How do I fill out a Depreciable Assets Log? List each asset with a description and ID, then record its in-service date, cost basis, salvage value, depreciation method, and useful life. Each period, enter the depreciation amount, update accumulated depreciation, and recalculate the net book value. Add notes for location, transfers, or disposals.
Which assets belong in the log? Tangible property expected to last more than one year and used in the business — equipment, computers, furniture, vehicles, and machinery. Items expensed immediately or held for resale as inventory generally do not belong here. When in doubt about capitalizing an item, check your accounting policy or ask your accountant.
Does a Depreciable Assets Log need to be notarized? No.

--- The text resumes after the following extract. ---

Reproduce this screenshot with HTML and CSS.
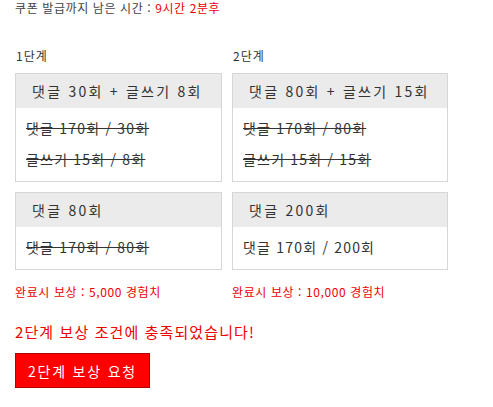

It is an internal accounting and record-keeping document, not a legal instrument, so it does not require notarization or witnesses. It simply needs to be accurate, consistent, and supported by your purchase and disposal records.
Is this Depreciable Assets Log free to download? Yes. You can download it free in PDF and DOCX formats with no signup required. The DOCX version is fully editable so you can add columns, rename headings, or adjust it to match your accounting system.
How is this different from a general asset inventory? An asset inventory simply lists what you own and where it is located, while a Depreciable Assets Log adds the financial dimension — cost basis, method, useful life, and accumulated depreciation. The depreciation log feeds your books and tax returns, whereas an inventory is mainly for tracking and accountability.
This Depreciable Assets Log template is a general example provided for informational purposes only and is not accounting, tax, or legal advice. Depreciation rules and reporting requirements vary by jurisdiction and by your specific circumstances — consult a qualified accountant or tax professional before relying on this document.